(Pages as source code)
● ● ● ●

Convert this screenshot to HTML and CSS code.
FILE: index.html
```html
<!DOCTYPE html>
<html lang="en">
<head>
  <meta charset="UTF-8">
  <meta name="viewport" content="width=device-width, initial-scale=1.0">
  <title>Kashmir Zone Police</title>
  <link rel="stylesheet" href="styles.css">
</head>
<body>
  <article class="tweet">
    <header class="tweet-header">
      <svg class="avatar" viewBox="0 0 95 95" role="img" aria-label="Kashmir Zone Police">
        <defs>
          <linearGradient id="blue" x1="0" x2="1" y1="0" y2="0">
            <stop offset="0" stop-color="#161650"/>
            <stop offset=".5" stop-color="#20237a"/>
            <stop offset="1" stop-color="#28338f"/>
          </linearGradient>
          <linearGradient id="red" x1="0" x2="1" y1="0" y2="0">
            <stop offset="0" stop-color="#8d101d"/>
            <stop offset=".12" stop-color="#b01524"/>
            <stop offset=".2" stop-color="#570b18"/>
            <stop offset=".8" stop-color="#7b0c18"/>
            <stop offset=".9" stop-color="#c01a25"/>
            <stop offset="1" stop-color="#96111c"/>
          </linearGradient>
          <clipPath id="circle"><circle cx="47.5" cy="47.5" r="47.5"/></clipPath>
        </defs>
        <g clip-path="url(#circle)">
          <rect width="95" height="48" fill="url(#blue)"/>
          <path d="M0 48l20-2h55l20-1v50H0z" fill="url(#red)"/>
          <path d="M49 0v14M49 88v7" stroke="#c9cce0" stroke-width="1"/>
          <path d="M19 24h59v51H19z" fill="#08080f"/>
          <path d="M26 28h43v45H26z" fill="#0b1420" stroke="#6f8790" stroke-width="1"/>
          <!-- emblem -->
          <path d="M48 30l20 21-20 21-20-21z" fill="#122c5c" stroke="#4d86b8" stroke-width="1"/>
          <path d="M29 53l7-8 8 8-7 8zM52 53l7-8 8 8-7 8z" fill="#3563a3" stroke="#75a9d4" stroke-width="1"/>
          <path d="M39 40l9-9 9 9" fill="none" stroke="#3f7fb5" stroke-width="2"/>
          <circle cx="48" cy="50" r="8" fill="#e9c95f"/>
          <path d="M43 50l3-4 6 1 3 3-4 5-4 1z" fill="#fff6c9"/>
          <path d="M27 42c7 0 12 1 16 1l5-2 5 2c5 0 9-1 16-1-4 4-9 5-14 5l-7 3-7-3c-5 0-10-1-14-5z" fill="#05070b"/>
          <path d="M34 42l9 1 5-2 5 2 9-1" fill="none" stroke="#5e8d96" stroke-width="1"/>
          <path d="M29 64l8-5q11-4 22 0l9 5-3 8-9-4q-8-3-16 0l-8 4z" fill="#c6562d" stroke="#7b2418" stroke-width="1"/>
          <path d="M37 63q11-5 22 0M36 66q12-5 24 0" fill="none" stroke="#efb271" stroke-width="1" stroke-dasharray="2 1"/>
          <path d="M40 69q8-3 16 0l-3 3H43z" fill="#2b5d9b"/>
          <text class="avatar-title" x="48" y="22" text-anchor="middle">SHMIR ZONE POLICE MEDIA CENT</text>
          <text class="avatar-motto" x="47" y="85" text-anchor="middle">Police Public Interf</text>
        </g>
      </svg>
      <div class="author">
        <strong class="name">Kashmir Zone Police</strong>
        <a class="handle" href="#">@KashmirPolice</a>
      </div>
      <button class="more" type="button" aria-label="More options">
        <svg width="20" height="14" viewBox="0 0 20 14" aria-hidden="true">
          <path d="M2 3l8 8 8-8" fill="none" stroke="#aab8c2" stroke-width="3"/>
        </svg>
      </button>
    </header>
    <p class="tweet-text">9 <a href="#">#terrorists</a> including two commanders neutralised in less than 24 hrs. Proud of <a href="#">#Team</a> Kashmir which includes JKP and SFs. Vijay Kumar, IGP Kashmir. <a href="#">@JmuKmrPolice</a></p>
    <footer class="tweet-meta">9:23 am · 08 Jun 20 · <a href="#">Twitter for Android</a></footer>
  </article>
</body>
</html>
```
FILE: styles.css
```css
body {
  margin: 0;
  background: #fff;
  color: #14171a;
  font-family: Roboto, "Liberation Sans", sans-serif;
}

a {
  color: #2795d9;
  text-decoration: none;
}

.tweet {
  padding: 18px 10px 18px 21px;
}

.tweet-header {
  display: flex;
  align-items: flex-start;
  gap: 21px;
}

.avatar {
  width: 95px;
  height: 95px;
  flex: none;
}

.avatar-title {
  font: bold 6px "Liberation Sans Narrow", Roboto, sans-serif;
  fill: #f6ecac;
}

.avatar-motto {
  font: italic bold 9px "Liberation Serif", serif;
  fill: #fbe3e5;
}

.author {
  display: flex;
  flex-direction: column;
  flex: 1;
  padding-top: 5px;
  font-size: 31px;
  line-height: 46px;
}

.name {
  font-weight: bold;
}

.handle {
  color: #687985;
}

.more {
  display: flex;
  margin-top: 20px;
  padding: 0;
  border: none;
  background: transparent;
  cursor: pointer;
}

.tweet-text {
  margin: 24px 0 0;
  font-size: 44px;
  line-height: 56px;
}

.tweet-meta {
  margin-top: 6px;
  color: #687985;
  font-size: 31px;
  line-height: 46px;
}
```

● ● ● ●

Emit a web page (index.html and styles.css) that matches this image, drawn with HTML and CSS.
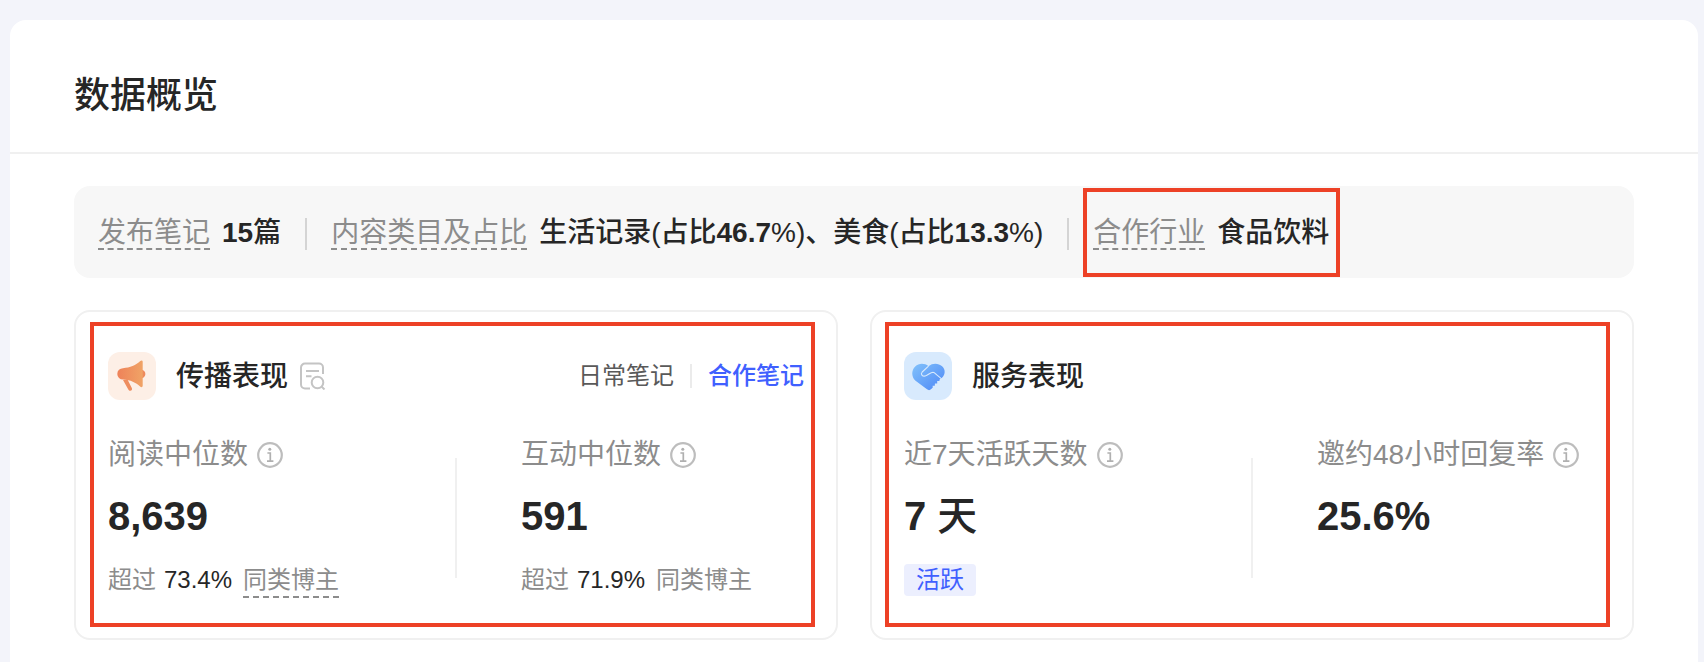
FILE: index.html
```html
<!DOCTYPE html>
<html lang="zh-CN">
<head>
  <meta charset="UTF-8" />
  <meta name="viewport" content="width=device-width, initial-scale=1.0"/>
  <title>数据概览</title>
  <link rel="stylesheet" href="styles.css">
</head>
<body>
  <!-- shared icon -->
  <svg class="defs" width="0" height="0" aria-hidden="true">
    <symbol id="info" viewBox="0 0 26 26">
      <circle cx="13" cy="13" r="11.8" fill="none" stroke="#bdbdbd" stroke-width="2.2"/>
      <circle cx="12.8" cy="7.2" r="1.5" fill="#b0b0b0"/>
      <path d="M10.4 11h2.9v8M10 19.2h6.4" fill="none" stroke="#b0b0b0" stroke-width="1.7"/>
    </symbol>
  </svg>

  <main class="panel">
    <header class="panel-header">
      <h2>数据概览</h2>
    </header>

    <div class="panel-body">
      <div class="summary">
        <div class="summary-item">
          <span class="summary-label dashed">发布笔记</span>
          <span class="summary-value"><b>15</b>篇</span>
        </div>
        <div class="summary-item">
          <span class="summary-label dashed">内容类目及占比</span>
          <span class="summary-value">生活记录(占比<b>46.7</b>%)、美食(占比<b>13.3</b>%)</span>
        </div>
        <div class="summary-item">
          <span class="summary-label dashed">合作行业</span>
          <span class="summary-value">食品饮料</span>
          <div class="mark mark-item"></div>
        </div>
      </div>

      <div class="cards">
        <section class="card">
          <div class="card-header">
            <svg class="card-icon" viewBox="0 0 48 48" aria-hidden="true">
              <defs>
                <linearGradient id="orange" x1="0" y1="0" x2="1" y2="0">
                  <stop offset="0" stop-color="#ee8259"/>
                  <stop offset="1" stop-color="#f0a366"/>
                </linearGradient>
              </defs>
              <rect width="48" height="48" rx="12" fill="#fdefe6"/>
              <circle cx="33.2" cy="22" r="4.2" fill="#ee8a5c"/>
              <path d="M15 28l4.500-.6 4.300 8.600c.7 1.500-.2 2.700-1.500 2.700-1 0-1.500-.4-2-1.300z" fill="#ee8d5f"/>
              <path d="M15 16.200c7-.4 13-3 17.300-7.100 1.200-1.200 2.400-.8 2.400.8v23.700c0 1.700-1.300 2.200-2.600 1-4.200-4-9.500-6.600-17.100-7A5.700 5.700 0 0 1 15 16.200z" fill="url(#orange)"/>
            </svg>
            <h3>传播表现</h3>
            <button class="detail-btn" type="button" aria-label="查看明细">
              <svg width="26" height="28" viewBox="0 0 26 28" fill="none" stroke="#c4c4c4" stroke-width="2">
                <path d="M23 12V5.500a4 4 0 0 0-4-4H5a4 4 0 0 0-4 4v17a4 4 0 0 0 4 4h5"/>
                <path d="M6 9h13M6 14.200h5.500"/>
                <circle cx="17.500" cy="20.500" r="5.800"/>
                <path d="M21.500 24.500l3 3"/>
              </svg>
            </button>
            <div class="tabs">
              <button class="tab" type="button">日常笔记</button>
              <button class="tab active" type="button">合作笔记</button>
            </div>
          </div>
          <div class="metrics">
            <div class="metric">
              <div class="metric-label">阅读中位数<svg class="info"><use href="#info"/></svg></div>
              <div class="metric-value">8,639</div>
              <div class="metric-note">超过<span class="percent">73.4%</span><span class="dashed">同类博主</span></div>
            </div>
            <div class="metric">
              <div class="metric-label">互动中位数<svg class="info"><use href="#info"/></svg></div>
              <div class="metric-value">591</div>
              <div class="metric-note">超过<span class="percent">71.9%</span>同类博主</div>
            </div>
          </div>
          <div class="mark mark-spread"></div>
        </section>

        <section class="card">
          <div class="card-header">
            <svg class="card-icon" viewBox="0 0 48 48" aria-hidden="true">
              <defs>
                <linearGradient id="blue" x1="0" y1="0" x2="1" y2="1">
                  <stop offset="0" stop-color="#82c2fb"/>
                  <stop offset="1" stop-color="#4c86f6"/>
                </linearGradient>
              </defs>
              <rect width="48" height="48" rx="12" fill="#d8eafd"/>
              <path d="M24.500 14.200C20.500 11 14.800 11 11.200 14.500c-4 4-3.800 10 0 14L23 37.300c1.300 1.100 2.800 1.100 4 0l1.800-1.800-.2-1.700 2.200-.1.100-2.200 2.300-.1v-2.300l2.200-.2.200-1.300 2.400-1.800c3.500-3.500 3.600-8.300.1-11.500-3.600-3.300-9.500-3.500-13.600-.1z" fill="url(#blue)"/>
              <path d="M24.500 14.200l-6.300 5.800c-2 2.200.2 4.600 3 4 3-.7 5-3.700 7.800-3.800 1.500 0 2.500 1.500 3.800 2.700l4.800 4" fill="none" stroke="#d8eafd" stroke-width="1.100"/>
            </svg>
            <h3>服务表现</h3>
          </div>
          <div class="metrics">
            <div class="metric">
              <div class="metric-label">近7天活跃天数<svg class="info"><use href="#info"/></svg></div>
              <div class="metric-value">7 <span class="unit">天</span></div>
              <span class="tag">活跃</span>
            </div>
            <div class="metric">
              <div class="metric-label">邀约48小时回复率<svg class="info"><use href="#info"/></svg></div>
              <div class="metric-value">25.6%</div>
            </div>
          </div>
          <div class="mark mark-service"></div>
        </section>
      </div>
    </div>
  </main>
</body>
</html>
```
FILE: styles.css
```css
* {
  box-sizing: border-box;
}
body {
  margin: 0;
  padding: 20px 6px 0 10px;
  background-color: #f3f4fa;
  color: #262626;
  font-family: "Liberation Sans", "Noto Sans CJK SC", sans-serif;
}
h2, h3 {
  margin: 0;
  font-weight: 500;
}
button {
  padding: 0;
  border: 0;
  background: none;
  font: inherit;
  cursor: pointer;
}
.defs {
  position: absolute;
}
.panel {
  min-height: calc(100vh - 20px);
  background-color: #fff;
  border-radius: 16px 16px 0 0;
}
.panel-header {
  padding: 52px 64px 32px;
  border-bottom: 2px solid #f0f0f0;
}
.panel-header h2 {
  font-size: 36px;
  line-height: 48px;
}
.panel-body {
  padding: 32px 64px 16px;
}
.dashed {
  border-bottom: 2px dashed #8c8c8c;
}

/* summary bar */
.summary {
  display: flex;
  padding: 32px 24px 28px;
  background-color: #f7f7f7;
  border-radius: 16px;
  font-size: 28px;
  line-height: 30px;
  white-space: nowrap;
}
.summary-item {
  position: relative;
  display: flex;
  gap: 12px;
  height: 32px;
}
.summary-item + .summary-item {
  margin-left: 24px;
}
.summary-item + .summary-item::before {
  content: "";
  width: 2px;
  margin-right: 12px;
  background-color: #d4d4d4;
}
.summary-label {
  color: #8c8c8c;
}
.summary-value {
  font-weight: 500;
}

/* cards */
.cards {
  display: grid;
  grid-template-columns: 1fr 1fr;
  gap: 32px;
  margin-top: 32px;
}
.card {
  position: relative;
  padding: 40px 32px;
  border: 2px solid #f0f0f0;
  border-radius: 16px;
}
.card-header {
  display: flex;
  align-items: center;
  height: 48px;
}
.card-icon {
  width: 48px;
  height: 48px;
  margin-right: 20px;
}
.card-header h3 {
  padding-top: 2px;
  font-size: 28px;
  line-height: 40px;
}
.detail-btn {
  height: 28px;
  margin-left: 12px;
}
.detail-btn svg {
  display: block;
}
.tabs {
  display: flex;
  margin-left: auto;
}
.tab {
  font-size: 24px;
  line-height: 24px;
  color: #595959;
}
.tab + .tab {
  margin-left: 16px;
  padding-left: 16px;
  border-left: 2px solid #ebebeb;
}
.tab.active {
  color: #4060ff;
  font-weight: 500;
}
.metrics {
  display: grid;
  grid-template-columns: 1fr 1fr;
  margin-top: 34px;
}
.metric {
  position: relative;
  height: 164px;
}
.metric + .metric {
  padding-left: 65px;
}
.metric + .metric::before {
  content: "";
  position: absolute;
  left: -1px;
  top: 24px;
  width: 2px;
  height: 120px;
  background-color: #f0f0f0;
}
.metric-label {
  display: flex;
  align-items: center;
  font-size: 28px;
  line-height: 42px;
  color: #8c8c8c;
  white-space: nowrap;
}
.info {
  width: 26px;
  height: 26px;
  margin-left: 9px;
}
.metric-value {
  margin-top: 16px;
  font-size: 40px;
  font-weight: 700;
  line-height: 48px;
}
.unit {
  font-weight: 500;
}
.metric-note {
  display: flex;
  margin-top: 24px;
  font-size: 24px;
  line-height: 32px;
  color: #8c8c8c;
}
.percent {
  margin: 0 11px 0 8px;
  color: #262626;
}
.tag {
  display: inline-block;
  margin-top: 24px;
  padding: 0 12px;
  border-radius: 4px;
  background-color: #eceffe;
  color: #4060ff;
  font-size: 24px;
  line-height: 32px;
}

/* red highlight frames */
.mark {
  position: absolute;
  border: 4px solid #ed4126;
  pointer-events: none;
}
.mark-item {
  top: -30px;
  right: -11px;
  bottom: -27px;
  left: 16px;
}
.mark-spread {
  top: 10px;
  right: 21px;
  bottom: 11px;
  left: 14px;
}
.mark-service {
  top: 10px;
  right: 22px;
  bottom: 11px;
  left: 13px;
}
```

● ● ● ●

| Work instructions |
In the entries above, find each line with the string "this" and copy it.

| Correct response |
Convert this screenshot to HTML and CSS code.
Emit a web page (index.html and styles.css) that matches this image, drawn with HTML and CSS.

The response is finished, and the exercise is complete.